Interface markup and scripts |
_ _ _ _

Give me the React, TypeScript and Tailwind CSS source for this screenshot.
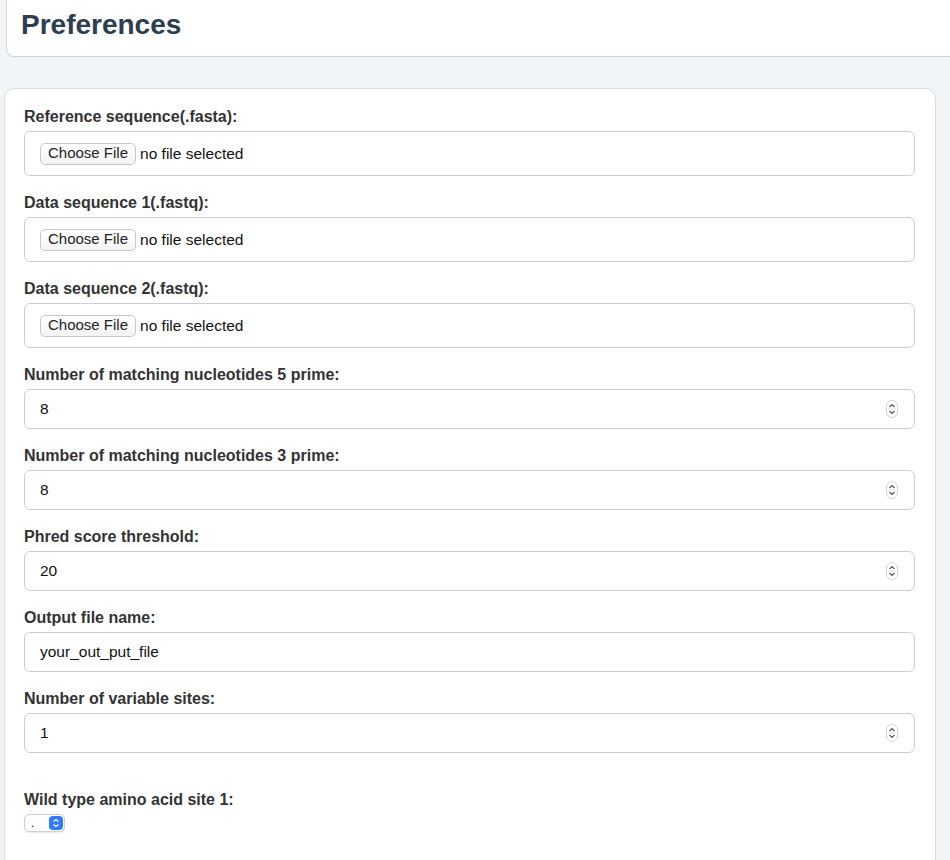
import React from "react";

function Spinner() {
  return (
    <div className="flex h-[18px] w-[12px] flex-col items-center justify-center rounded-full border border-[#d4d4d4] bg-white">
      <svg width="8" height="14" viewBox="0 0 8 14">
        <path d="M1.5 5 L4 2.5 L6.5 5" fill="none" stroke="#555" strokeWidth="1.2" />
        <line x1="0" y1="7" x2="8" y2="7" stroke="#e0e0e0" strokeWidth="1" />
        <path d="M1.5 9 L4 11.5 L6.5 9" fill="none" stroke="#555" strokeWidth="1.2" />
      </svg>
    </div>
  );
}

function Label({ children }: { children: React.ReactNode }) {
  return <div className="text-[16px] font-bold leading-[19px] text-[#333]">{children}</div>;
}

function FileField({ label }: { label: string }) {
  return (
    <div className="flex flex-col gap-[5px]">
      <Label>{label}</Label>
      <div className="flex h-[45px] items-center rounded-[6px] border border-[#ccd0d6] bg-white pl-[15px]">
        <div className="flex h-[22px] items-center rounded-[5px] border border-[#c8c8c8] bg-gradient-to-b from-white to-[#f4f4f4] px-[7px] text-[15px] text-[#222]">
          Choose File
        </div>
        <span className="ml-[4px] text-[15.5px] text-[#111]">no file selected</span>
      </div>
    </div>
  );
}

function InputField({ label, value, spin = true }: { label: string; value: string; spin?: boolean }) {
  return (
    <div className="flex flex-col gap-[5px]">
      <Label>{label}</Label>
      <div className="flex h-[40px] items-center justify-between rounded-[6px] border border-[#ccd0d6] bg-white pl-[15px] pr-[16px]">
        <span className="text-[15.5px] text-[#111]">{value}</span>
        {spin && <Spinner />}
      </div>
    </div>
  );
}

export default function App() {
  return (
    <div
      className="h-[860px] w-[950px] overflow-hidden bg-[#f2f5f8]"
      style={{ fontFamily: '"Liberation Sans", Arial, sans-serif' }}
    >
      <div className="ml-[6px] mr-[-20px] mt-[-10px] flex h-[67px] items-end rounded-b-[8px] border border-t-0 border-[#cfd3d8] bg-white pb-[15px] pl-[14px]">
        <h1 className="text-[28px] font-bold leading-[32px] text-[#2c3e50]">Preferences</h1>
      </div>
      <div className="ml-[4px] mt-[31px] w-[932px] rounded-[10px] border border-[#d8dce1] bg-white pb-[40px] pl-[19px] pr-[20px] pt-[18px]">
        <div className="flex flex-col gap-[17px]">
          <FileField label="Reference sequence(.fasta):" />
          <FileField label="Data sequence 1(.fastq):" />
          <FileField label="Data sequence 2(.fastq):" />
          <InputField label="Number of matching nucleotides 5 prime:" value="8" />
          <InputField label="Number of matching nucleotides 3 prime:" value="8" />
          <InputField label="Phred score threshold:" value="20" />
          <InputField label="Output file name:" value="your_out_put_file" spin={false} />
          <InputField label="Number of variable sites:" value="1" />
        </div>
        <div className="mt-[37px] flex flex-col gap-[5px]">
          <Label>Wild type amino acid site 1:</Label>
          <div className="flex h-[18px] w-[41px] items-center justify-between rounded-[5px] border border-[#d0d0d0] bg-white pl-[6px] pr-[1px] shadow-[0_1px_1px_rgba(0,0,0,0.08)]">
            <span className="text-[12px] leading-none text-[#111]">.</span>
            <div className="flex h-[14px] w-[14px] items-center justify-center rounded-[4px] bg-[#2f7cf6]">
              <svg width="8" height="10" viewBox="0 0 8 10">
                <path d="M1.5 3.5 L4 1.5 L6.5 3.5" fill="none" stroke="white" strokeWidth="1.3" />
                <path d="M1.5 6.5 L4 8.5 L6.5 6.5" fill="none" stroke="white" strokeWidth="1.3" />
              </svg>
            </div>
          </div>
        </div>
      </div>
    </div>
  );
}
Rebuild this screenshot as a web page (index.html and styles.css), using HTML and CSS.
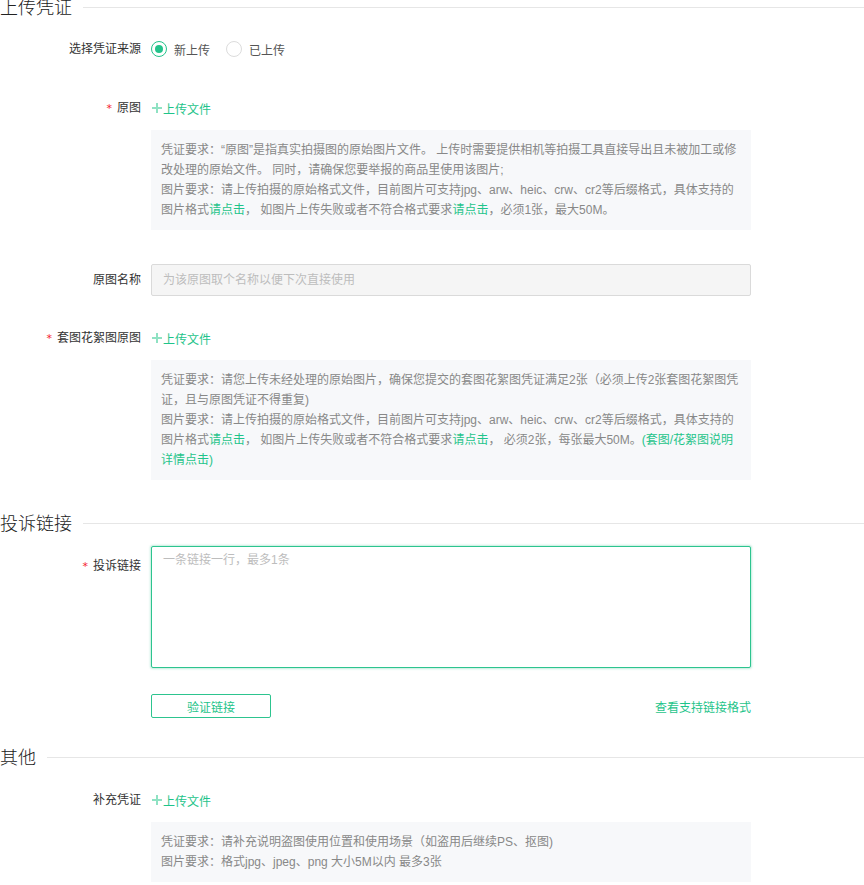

_ _ _ _

Exercise directions |
Quote every record above exactly, leaving out any pictures.

The reply |
Give me the React, TypeScript and Tailwind CSS source for this screenshot.
import React from "react";

function Spinner() {
  return (
    <div className="flex h-[18px] w-[12px] flex-col items-center justify-center rounded-full border border-[#d4d4d4] bg-white">
      <svg width="8" height="14" viewBox="0 0 8 14">
        <path d="M1.5 5 L4 2.5 L6.5 5" fill="none" stroke="#555" strokeWidth="1.2" />
        <line x1="0" y1="7" x2="8" y2="7" stroke="#e0e0e0" strokeWidth="1" />
        <path d="M1.5 9 L4 11.5 L6.5 9" fill="none" stroke="#555" strokeWidth="1.2" />
      </svg>
    </div>
  );
}

function Label({ children }: { children: React.ReactNode }) {
  return <div className="text-[16px] font-bold leading-[19px] text-[#333]">{children}</div>;
}

function FileField({ label }: { label: string }) {
  return (
    <div className="flex flex-col gap-[5px]">
      <Label>{label}</Label>
      <div className="flex h-[45px] items-center rounded-[6px] border border-[#ccd0d6] bg-white pl-[15px]">
        <div className="flex h-[22px] items-center rounded-[5px] border border-[#c8c8c8] bg-gradient-to-b from-white to-[#f4f4f4] px-[7px] text-[15px] text-[#222]">
          Choose File
        </div>
        <span className="ml-[4px] text-[15.5px] text-[#111]">no file selected</span>
      </div>
    </div>
  );
}

function InputField({ label, value, spin = true }: { label: string; value: string; spin?: boolean }) {
  return (
    <div className="flex flex-col gap-[5px]">
      <Label>{label}</Label>
      <div className="flex h-[40px] items-center justify-between rounded-[6px] border border-[#ccd0d6] bg-white pl-[15px] pr-[16px]">
        <span className="text-[15.5px] text-[#111]">{value}</span>
        {spin && <Spinner />}
      </div>
    </div>
  );
}

export default function App() {
  return (
    <div
      className="h-[860px] w-[950px] overflow-hidden bg-[#f2f5f8]"
      style={{ fontFamily: '"Liberation Sans", Arial, sans-serif' }}
    >
      <div className="ml-[6px] mr-[-20px] mt-[-10px] flex h-[67px] items-end rounded-b-[8px] border border-t-0 border-[#cfd3d8] bg-white pb-[15px] pl-[14px]">
        <h1 className="text-[28px] font-bold leading-[32px] text-[#2c3e50]">Preferences</h1>
      </div>
      <div className="ml-[4px] mt-[31px] w-[932px] rounded-[10px] border border-[#d8dce1] bg-white pb-[40px] pl-[19px] pr-[20px] pt-[18px]">
        <div className="flex flex-col gap-[17px]">
          <FileField label="Reference sequence(.fasta):" />
          <FileField label="Data sequence 1(.fastq):" />
          <FileField label="Data sequence 2(.fastq):" />
          <InputField label="Number of matching nucleotides 5 prime:" value="8" />
          <InputField label="Number of matching nucleotides 3 prime:" value="8" />
          <InputField label="Phred score threshold:" value="20" />
          <InputField label="Output file name:" value="your_out_put_file" spin={false} />
          <InputField label="Number of variable sites:" value="1" />
        </div>
        <div className="mt-[37px] flex flex-col gap-[5px]">
          <Label>Wild type amino acid site 1:</Label>
          <div className="flex h-[18px] w-[41px] items-center justify-between rounded-[5px] border border-[#d0d0d0] bg-white pl-[6px] pr-[1px] shadow-[0_1px_1px_rgba(0,0,0,0.08)]">
            <span className="text-[12px] leading-none text-[#111]">.</span>
            <div className="flex h-[14px] w-[14px] items-center justify-center rounded-[4px] bg-[#2f7cf6]">
              <svg width="8" height="10" viewBox="0 0 8 10">
                <path d="M1.5 3.5 L4 1.5 L6.5 3.5" fill="none" stroke="white" strokeWidth="1.3" />
                <path d="M1.5 6.5 L4 8.5 L6.5 6.5" fill="none" stroke="white" strokeWidth="1.3" />
              </svg>
            </div>
          </div>
        </div>
      </div>
    </div>
  );
}
Rebuild this screenshot as a web page (index.html and styles.css), using HTML and CSS.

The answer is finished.